Nell’ambito familiare questi momenti idealistici tutti li riconoscono: è assurdo negarli nella sfera sociale. La storia di tutti i popoli conosce attimi, sia pure, ma di sublime bellezza, in cui folle intere si apersero ad una visione elevata e disinteressata. Il movimento operaio e la stessa guerra ce ne fornirono degli esempi. Perché supporre che la classe lavoratrice non giunga a sentire la bellezza di una lotta per la libertà, di una lotta che implica come primo sentimento il rispetto di sé e dei propri simili?
Non v’è maggiore schiavitú di coloro che, raggiunta la consapevolezza della loro condizione servile, vi si rassegnano. Non v’è maggiore impotenza di quella di coloro che, intuito il valore ideale della libertà, si inducono a contaminarla, a farne una rivendicazione tutta solo prosaica e utilitaria, in omaggio a una pretesa insensibilità delle masse.
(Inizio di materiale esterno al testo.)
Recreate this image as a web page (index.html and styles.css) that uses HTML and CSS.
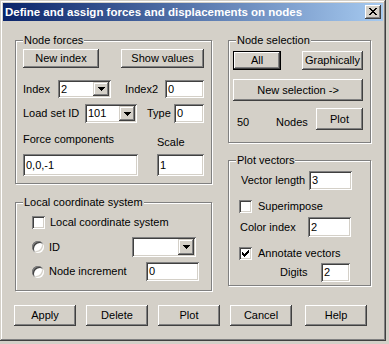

Se davvero le masse (cioè l’uomo medio) fossero cosí negate al senso del valore superiore della libertà, sarebbe questa la migliore ragione per reagirvi con una opera paziente di educazione e di proselitismo. I marxisti invece hanno sempre trovato un particolare diletto a spengere in germe i motivi idealistici, sprezzandoli e riconducendoli sempre alle loro pretese origini utilitarie.
Ma nella posizione dei marxisti di fronte al problema della libertà si rivela, oltretutto, una contraddizione. Sostengono da un lato che la massa si potrà muovere solo per interessi materiali; mentre dall’altro le chiedono oggi, nella concreta situazione italiana, di rovesciare violentemente il fascismo.